By Mike Kimel
Cross posted at the Presimetrics blog
I really don’t understand this post by Tyler Cowen. He begins by noting:
The median earnings of full-time Canadian workers increased by just $53 annually — that’s right, $53 annually — between 1980 and 2005.
He then links to two documents, one of which says this:
A more likely explanation is that the rich have used their clout to get governments in the United States, Britain and Canada to change the rules, redirecting economic benefits to themselves.
They convinced governments, for instance, to alter the rules governing executive stock options, making them much more lucrative. (Although only about one-third of Canada’s top corporations were using stock options early in the 1990s, they were all were using them by the end of the decade. The value of stock options for Canadian CEOs exceeded their salaries by 300 per cent.)
The rich also managed to use their control of corporate boards to push up executive compensation. Since corporate boards are largely made up of corporate executives, a decision to raise the salary of an individual CEO helps set a higher standard for executive pay generally, benefitting all board members.

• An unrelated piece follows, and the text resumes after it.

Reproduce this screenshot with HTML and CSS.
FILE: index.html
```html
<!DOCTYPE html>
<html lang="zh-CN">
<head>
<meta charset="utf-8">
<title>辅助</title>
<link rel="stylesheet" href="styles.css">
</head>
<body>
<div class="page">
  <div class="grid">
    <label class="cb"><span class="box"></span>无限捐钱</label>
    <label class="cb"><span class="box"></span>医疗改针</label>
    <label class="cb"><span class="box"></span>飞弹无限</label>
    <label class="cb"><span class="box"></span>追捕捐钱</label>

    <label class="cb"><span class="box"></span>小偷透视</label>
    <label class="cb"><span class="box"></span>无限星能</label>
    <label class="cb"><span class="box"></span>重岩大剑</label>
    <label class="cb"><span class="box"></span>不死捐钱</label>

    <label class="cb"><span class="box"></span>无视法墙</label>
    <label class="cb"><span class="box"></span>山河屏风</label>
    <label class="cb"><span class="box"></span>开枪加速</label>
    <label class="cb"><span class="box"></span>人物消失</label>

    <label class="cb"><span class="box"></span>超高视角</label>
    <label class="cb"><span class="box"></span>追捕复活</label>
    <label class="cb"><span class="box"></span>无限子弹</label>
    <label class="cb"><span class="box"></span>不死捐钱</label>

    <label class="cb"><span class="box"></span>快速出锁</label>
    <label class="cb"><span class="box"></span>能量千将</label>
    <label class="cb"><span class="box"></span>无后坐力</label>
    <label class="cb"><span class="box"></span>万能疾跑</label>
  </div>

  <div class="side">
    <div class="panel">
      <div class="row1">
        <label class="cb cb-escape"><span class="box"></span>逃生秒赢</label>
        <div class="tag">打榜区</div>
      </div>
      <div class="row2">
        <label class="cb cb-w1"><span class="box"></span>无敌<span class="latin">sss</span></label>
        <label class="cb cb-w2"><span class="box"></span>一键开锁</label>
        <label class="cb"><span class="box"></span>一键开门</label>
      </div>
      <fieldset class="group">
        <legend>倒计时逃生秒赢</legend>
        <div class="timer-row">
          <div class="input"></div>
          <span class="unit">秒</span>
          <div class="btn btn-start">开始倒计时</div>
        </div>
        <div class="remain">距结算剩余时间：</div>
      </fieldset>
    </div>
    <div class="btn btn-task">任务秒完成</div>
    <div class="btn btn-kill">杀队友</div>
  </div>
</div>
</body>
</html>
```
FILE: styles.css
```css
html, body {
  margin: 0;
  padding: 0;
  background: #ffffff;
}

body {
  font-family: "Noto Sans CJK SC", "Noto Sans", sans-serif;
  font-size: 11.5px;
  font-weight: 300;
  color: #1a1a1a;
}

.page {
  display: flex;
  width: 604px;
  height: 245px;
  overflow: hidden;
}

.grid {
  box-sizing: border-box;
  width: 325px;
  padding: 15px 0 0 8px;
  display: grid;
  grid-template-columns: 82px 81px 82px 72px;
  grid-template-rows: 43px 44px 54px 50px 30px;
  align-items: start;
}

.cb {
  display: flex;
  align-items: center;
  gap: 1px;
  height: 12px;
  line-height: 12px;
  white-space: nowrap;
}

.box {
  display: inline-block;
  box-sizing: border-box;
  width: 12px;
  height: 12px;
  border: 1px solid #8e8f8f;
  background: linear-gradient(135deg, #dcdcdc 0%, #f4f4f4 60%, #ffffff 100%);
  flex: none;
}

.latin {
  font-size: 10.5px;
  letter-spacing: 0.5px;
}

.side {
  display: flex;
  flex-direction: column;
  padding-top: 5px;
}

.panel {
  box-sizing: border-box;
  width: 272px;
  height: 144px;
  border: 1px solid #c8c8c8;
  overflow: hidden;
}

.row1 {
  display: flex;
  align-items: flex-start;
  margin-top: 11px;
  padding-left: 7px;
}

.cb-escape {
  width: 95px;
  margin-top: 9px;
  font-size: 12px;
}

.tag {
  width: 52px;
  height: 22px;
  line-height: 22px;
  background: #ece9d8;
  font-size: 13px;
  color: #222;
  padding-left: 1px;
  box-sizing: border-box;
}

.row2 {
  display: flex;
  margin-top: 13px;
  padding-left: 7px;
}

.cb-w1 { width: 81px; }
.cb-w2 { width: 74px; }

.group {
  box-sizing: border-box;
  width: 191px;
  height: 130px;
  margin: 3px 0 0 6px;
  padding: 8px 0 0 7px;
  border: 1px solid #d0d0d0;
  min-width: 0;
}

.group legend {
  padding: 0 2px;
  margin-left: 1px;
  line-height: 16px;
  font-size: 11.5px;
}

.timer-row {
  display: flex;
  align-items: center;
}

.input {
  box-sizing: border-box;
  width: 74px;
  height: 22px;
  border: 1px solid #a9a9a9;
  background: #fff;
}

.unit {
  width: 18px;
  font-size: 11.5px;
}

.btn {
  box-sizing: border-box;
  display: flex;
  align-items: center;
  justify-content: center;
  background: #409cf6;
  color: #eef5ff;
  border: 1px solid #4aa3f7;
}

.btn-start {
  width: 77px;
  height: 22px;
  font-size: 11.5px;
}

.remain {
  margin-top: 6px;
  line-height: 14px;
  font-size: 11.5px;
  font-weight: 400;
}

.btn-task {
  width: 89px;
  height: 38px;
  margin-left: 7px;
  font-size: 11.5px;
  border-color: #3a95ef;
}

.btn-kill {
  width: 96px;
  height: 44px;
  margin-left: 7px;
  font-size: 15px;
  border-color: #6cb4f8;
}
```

“They have a conflict of interest, since they have a stake in high financial salaries,” notes Richard Posner, a critic of today’s executive compensation (and also, incidentally, the judge who recently turned down Conrad Black’s U.S. legal appeal).

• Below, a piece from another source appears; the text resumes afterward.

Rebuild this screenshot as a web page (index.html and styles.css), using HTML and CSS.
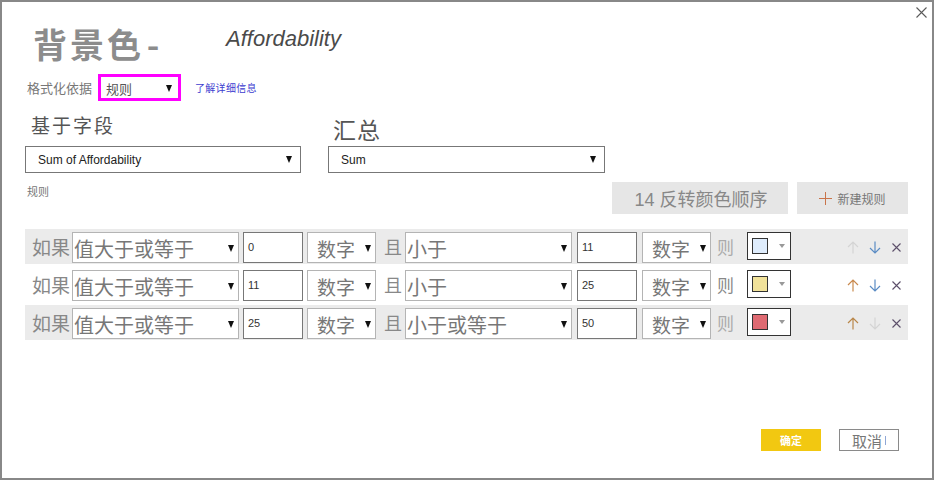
FILE: index.html
```html
<!DOCTYPE html>
<html lang="zh-CN">
<head>
<meta charset="utf-8">
<title>背景色 - Affordability</title>
<link rel="stylesheet" href="styles.css">
</head>
<body>
<div class="dialog">
  <button class="close" aria-label="关闭">
    <svg width="11" height="11" viewBox="0 0 11 11"><path d="M0.5 0.5 L10.5 10.5 M10.5 0.5 L0.5 10.5" stroke="#5a5a5a" stroke-width="1.1" fill="none"/></svg>
  </button>

  <div class="title-row">
    <h1 class="title">背景色 -</h1>
    <span class="subject">Affordability</span>
  </div>

  <div class="format-row">
    <span class="format-label">格式化依据</span>
    <div class="format-select"><span>规则</span><span class="caret"></span></div>
    <a class="learn" href="#">了解详细信息</a>
  </div>

  <div class="field-row">
    <div class="field-col">
      <div class="field-label">基于字段</div>
      <div class="dd"><span>Sum of Affordability</span><span class="caret"></span></div>
    </div>
    <div class="field-col agg">
      <div class="field-label">汇总</div>
      <div class="dd"><span>Sum</span><span class="caret"></span></div>
    </div>
  </div>

  <div class="rules-head">
    <span class="rules-label">规则</span>
    <div class="head-buttons">
      <button class="btn-gray reverse">14 反转颜色顺序</button>
      <button class="btn-gray add"><svg class="plus" width="13" height="13" viewBox="0 0 13 13"><path d="M6.5 0 V13 M0 6.5 H13" stroke="#c9744a" stroke-width="1" fill="none"/></svg>新建规则</button>
    </div>
  </div>

  <div class="rules">
    <div class="rule shaded">
      <span class="word if">如果</span>
      <div class="sel cond"><span>值大于或等于</span><span class="caret"></span></div>
      <div class="num">0</div>
      <div class="sel type"><span>数字</span><span class="caret"></span></div>
      <span class="word and">且</span>
      <div class="sel cond2"><span>小于</span><span class="caret"></span></div>
      <div class="num second">11</div>
      <div class="sel type second"><span>数字</span><span class="caret"></span></div>
      <span class="word then light">则</span>
      <div class="swatch"><span class="chip chip-blue"></span><span class="mini-caret"></span></div>
      <div class="actions">
        <svg class="arrow" width="12" height="13" viewBox="0 0 12 13"><path d="M6 12.5 V1 M1 6 L6 1 L11 6" stroke="#d4d4d4" stroke-width="1.2" fill="none"/></svg>
        <svg class="arrow" width="12" height="13" viewBox="0 0 12 13"><path d="M6 0.5 V12 M1 7 L6 12 L11 7" stroke="#5b8cc4" stroke-width="1.2" fill="none"/></svg>
        <svg class="x" width="9" height="9" viewBox="0 0 9 9"><path d="M0.5 0.5 L8.5 8.5 M8.5 0.5 L0.5 8.5" stroke="#5c4f6a" stroke-width="1.1" fill="none"/></svg>
      </div>
    </div>

    <div class="rule">
      <span class="word if">如果</span>
      <div class="sel cond"><span>值大于或等于</span><span class="caret"></span></div>
      <div class="num">11</div>
      <div class="sel type"><span>数字</span><span class="caret"></span></div>
      <span class="word and">且</span>
      <div class="sel cond2"><span>小于</span><span class="caret"></span></div>
      <div class="num second">25</div>
      <div class="sel type second"><span>数字</span><span class="caret"></span></div>
      <span class="word then">则</span>
      <div class="swatch"><span class="chip chip-yellow"></span><span class="mini-caret"></span></div>
      <div class="actions">
        <svg class="arrow" width="12" height="13" viewBox="0 0 12 13"><path d="M6 12.5 V1 M1 6 L6 1 L11 6" stroke="#c98a4e" stroke-width="1.2" fill="none"/></svg>
        <svg class="arrow" width="12" height="13" viewBox="0 0 12 13"><path d="M6 0.5 V12 M1 7 L6 12 L11 7" stroke="#5b8cc4" stroke-width="1.2" fill="none"/></svg>
        <svg class="x" width="9" height="9" viewBox="0 0 9 9"><path d="M0.5 0.5 L8.5 8.5 M8.5 0.5 L0.5 8.5" stroke="#5c4f6a" stroke-width="1.1" fill="none"/></svg>
      </div>
    </div>

    <div class="rule shaded">
      <span class="word if">如果</span>
      <div class="sel cond"><span>值大于或等于</span><span class="caret"></span></div>
      <div class="num">25</div>
      <div class="sel type"><span>数字</span><span class="caret"></span></div>
      <span class="word and">且</span>
      <div class="sel cond2"><span>小于或等于</span><span class="caret"></span></div>
      <div class="num second">50</div>
      <div class="sel type second"><span>数字</span><span class="caret"></span></div>
      <span class="word then light">则</span>
      <div class="swatch"><span class="chip chip-red"></span><span class="mini-caret"></span></div>
      <div class="actions">
        <svg class="arrow" width="12" height="13" viewBox="0 0 12 13"><path d="M6 12.5 V1 M1 6 L6 1 L11 6" stroke="#b9874a" stroke-width="1.2" fill="none"/></svg>
        <svg class="arrow" width="12" height="13" viewBox="0 0 12 13"><path d="M6 0.5 V12 M1 7 L6 12 L11 7" stroke="#d4d4d4" stroke-width="1.2" fill="none"/></svg>
        <svg class="x" width="9" height="9" viewBox="0 0 9 9"><path d="M0.5 0.5 L8.5 8.5 M8.5 0.5 L0.5 8.5" stroke="#5c4f6a" stroke-width="1.1" fill="none"/></svg>
      </div>
    </div>
  </div>

  <div class="footer">
    <button class="ok">确定</button>
    <button class="cancel">取消<span class="cursor"></span></button>
  </div>
</div>
</body>
</html>
```

FILE: styles.css
```css
html, body {
  margin: 0;
  padding: 0;
  background: #fff;
}

body {
  font-family: "Liberation Sans", "Noto Sans CJK SC", sans-serif;
  color: #555;
}

.dialog {
  position: relative;
  box-sizing: border-box;
  width: 934px;
  height: 480px;
  border: 2px solid #888;
  display: flex;
  flex-direction: column;
  padding: 0 24px 27px 23px;
}

.close {
  position: absolute;
  top: 4px;
  right: 4px;
  width: 13px;
  height: 13px;
  padding: 0;
  border: 0;
  background: none;
  display: flex;
  align-items: center;
  justify-content: center;
}

/* title */
.title-row {
  display: flex;
  align-items: flex-start;
  padding-left: 8px;
  margin-top: 22px;
  height: 44px;
}

.title {
  margin: 0;
  width: 193px;
  font-size: 34px;
  line-height: 40px;
  font-weight: bold;
  color: #8c8c8c;
  letter-spacing: 3px;
  word-spacing: -8px;
  font-family: "Noto Sans CJK SC", "Liberation Sans", sans-serif;
}

.subject {
  font-size: 22px;
  line-height: 26px;
  font-style: italic;
  color: #4a4a4a;
  margin-top: 2px;
}

/* format row */
.format-row {
  display: flex;
  align-items: center;
  margin-top: 6px;
  height: 27px;
}

.format-label {
  margin-left: 2px;
  font-size: 13px;
  color: #777;
  width: 71px;
}

.format-select {
  box-sizing: border-box;
  width: 83px;
  height: 27px;
  border: 3px solid #ff00ff;
  display: flex;
  align-items: center;
  justify-content: space-between;
  padding: 1px 6px 0 5px;
  font-size: 13px;
  color: #555;
}

.learn {
  margin-left: 14px;
  font-size: 10px;
  color: #3c3ccf;
  text-decoration: none;
  letter-spacing: 0.3px;
}

.caret {
  width: 0;
  height: 0;
  border-left: 3px solid transparent;
  border-right: 3px solid transparent;
  border-top: 7px solid #111;
  flex: none;
}

/* field row */
.field-row {
  display: flex;
  gap: 27px;
  margin-top: 14px;
}

.field-col {
  width: 276px;
}

.field-col.agg {
  width: 277px;
}

.field-label {
  height: 31px;
  padding-left: 6px;
  font-size: 19px;
  line-height: 24px;
  letter-spacing: 2px;
  color: #555;
  box-sizing: border-box;
}

.agg .field-label {
  font-size: 23px;
  line-height: 28px;
  padding-top: 2px;
  padding-left: 5px;
  letter-spacing: 1px;
}

.dd {
  box-sizing: border-box;
  height: 27px;
  border: 1px solid #777;
  display: flex;
  align-items: center;
  justify-content: space-between;
  padding: 0 8px 0 12px;
  font-size: 12px;
  color: #222;
}

/* rules header */
.rules-head {
  display: flex;
  justify-content: space-between;
  align-items: flex-start;
  margin-top: 9px;
  height: 32px;
}

.rules-label {
  margin-left: 2px;
  margin-top: 3px;
  font-size: 11px;
  line-height: 14px;
  color: #777;
}

.head-buttons {
  display: flex;
  gap: 9px;
}

.btn-gray {
  height: 32px;
  border: 0;
  background: #e6e6e6;
  font-family: inherit;
  color: #888;
  padding: 0;
  display: flex;
  align-items: center;
  justify-content: center;
}

.reverse {
  width: 176px;
  font-size: 18px;
  padding-left: 2px;
}

.add {
  width: 111px;
  font-size: 12px;
  color: #777;
  gap: 5px;
}

.plus {
  flex: none;
}

/* rules */
.rules {
  margin-top: 15px;
  display: flex;
  flex-direction: column;
  gap: 3px;
}

.rule {
  display: flex;
  align-items: flex-start;
  height: 35px;
  box-sizing: border-box;
  padding: 3px 7px 0 7px;
}

.rule.shaded {
  background: #ebebeb;
}

.word {
  height: 31px;
  line-height: 33px;
  font-size: 19px;
  color: #888;
  flex: none;
}

.word.if {
  width: 40px;
}

.word.and {
  margin-left: 8px;
  width: 21px;
  font-size: 18px;
}

.word.then {
  margin-left: 6px;
  width: 18px;
  font-size: 17px;
  color: #888;
}

.word.then.light {
  color: #aaa;
}

.sel {
  box-sizing: border-box;
  height: 31px;
  border: 1px solid #b4b4b4;
  background: #fff;
  display: flex;
  align-items: center;
  justify-content: space-between;
  padding: 2px 4px 0 1px;
  font-size: 20px;
  color: #777;
  flex: none;
}

.sel.cond {
  width: 167px;
}

.sel.cond2 {
  width: 167px;
}

.sel.type {
  width: 69px;
  margin-left: 4px;
  padding-left: 9px;
  font-size: 19px;
}

.sel.type.second {
  margin-left: 5px;
}

.num {
  box-sizing: border-box;
  width: 60px;
  height: 31px;
  margin-left: 4px;
  border: 1px solid #777;
  background: #fff;
  font-size: 11px;
  line-height: 29px;
  padding-left: 4px;
  color: #333;
  flex: none;
}

.num.second {
  margin-left: 5px;
}

.swatch {
  box-sizing: border-box;
  margin-left: 12px;
  width: 44px;
  height: 28px;
  border: 1px solid #333;
  background: #fff;
  display: flex;
  align-items: center;
  padding-left: 4px;
  gap: 11px;
  flex: none;
}

.chip {
  box-sizing: border-box;
  width: 16px;
  height: 16px;
  border: 1px solid #333;
}

.chip-blue { background: #deecfc; }
.chip-yellow { background: #f1e29a; }
.chip-red { background: #df6a72; }

.mini-caret {
  width: 0;
  height: 0;
  border-left: 3.5px solid transparent;
  border-right: 3.5px solid transparent;
  border-top: 4px solid #999;
}

.actions {
  margin-left: auto;
  display: flex;
  align-items: center;
  height: 31px;
  gap: 10px;
}

.actions .x {
  margin-left: 1px;
}

/* footer */
.footer {
  margin-top: auto;
  display: flex;
  justify-content: flex-end;
  gap: 18px;
  padding-right: 9px;
}

.ok {
  width: 60px;
  height: 22px;
  border: 0;
  background: #f2c811;
  color: #fff;
  font-weight: bold;
  font-size: 11px;
  font-family: inherit;
  padding: 0;
}

.cancel {
  box-sizing: border-box;
  width: 60px;
  height: 22px;
  border: 1px solid #8a8a8a;
  background: #fff;
  color: #777;
  font-size: 15px;
  font-family: inherit;
  padding: 0;
  display: flex;
  align-items: center;
  justify-content: center;
  gap: 3px;
}

.cursor {
  width: 1px;
  height: 9px;
  background: #8fa7d6;
}
```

The rich also greatly enriched themselves by convincing governments to lower their taxes. Whereas the top marginal tax rate — the rate paid on income above a certain level — averaged 80 per cent in Canada in the early postwar years; it is now just 46 per cent (39 per cent in Alberta).

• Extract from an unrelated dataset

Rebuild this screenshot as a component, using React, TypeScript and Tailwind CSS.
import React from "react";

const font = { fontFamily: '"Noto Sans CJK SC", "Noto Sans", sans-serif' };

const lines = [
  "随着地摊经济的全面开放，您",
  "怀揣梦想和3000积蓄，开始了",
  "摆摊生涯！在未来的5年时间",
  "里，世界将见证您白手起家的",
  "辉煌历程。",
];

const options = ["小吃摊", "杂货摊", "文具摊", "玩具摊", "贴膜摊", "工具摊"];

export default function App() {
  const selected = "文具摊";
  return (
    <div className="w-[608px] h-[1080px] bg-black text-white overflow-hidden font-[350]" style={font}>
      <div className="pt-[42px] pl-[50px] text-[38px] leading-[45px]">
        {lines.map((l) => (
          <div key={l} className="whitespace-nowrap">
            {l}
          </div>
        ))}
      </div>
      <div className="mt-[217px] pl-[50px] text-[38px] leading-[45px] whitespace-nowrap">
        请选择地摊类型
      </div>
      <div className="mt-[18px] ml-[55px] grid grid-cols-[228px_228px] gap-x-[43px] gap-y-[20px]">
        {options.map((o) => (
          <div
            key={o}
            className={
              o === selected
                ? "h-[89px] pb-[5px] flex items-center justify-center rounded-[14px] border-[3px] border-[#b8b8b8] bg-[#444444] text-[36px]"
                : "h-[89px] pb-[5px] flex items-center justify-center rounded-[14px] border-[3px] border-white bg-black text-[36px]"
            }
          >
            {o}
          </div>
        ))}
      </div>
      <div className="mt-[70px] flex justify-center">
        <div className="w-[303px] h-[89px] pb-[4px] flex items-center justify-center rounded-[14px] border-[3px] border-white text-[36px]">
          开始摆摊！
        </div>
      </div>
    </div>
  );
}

It was argued that lower taxes would encourage better performances at the top, increasing overall economic growth.
But that didn’t happen. On the contrary, economic growth rates were higher in the early postwar years — roughly twice as high — as they’ve been since 1980.
This suggests that higher taxes on the rich — like those in the early postwar era — do not discourage economic growth.
In fact, the introduction of an inheritance tax in Canada (like ones that exist in almost all advanced nations) would enable Ottawa to collect enough revenue to create educational trust funds for all Canadian children, thereby significantly improving national productivity.
Yet anyone advocating higher taxes on the rich is quickly denounced by groups like the right-wing Fraser Institute. Mark Milke, a commentator with the institute, dismisses concerns about rising inequality in Canada as merely the product of envy, or what he calls the “green-eyed beast.”
The very next sentence Cowen writes:
This is one reason why I do not adhere to some of the progressive or “class struggle” explanations of relative stagnation in median income growth. Canada is not ruled by the so-called Republican Right.
I don’t know enough about Canada to say whether or not the article he linked to is correct, but it seems to be directly contradicting his thesis.